Ma, al di là dei momenti fondanti, in innumerevoli pagine del volume il lettore potrà cogliere esperienze estreme, immagini, emozioni. Come in Sinesio di Cirene: «Si portino sotterra le tracce dei serpenti, sotterra scenda anche il serpente alato, demone della materia, nube dell’anima, amico dei simulacri che contro le nostre preghiere aizza i suoi cani. Tu, Padre, tu, beato, codesti cani che divorano le anime respingili lontano dalla mia anima, dalla mia preghiera, dalla mia vita, dalle mie opere». In Simone il Nuovo Teologo: «L’albero, l’albero del timore, / è di nuovo senza fiore / e io mi rattristo e sospiro / e grido con fervore verso di te». In Gregorio di Narek: «Gloria terrificante, nome irraggiungibile, / appellazione di maestà, voce incontenibile, / essere imperscrutabile, / lontano inaccessibile e vicino immediabile. / O Padre delle tenerezze, / che fai sorgere la misericordia, Dio della consolazione». In Giovanni Scoto: «La voce dell’aquila spirituale risuona all’orecchio della Chiesa. Volti verso l’esterno, i sensi ne raccolgano il suono fuggevole, l’animo interiore ne penetri il significato immutabile. Voce del volatile delle solitudini, che vola non solo al di sopra dell’elemento fisico dell’aria, o dell’etere, o del limite stesso dell’universo sensibile nella sua totalità, ma arriva a trascendere ogni teoria, al di là di tutte le cose che sono e che non sono, con le ali veloci della più inaccessibile teologia, con gli sguardi della contemplazione più luminosa». In Iacopone: «Quanno iubel c’è aceso, / sì fa l’omo clamare; / lo cor d’amor è apreso, / che no ’l pò comportare; / stridenno el fa gridare / e non virgogna allore». In Caterina da Siena: «Annegatevi dunque nel sangue di Cristo crocifisso, e bagnatevi nel sangue, e inebriatevi del sangue, e saziatevi del sangue, e vestitevi di sangue. E se fuste fatto infedele, ribattezzatevi nel sangue; se il dimonio v’avesse offuscato l’occhio dell’intelletto, lavatevi l’occhio col sangue».

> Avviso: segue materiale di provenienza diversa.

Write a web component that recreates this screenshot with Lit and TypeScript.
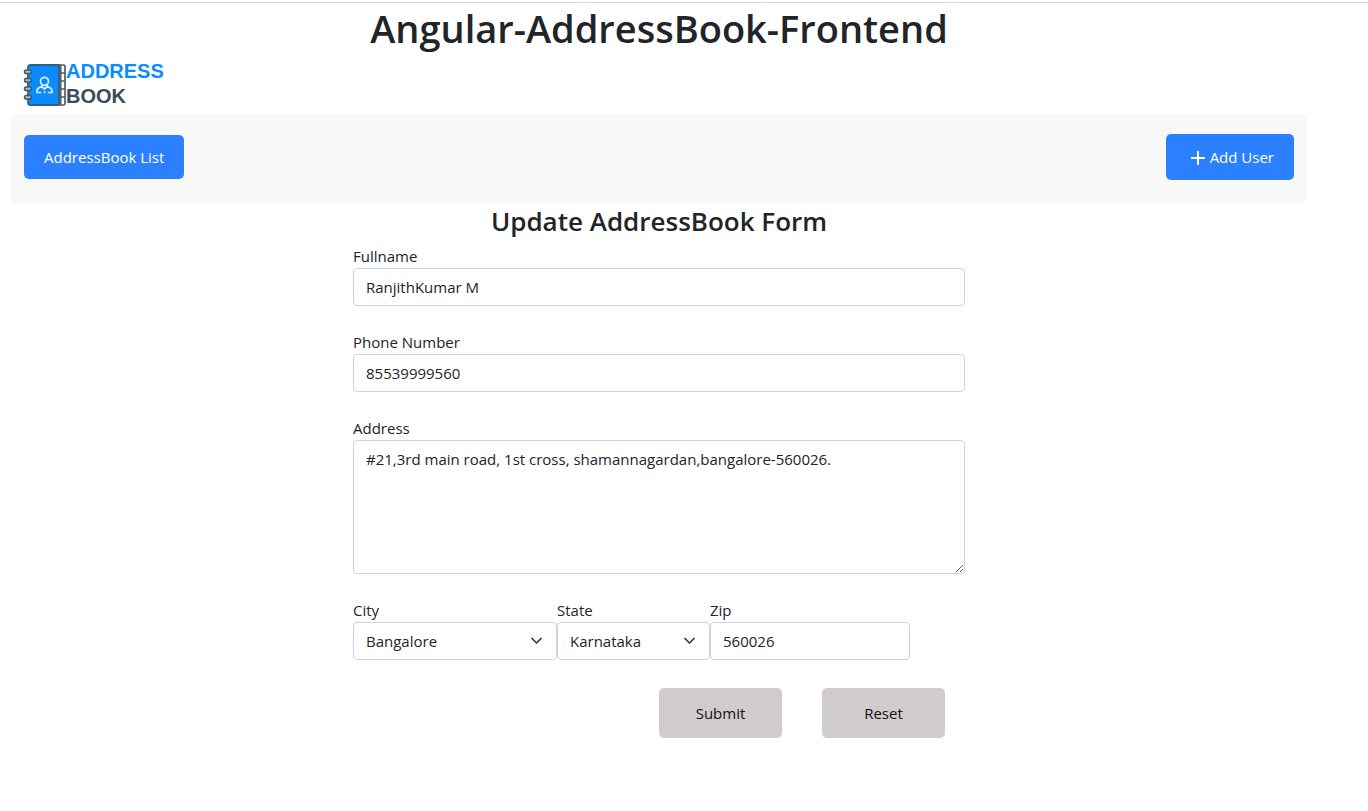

Il parlare in modo figurato svolge nel linguaggio dei mistici un ruolo decisivo. È questo un aspetto che Zambon, nell’Introduzione, illustra in modo molto felice e che i curatori delle sezioni tengono sempre presente. Si crea una nuova retorica che, nello sforzo di comunicare l’ineffabilità, nel momento stesso in cui confessa la sua inadeguatezza, il suo «balbettare», sfrutta splendidamente tutte le possibilità del linguaggio. Così Iacopone: «Quanno iubel se scalda, / sì fa l’omo cantare; / e la lengua barbaglia / non sa que se parlare…». Così, mirabilmente, Giovanni della Croce, quando evoca il parlare di Dio come «un no sé qué que quedan balbuciendo» («un non so che che vanno balbettando»). «Incastonando, con questa ripetizione dei tre “que” in un endecasillabo perfetto, una sorta di mimesi del balbettio – scrive Zambon – Giovanni in realtà rappresenta proprio il suo linguaggio poetico, che è solo un balbettio rispetto a ciò di cui vorrebbe parlare».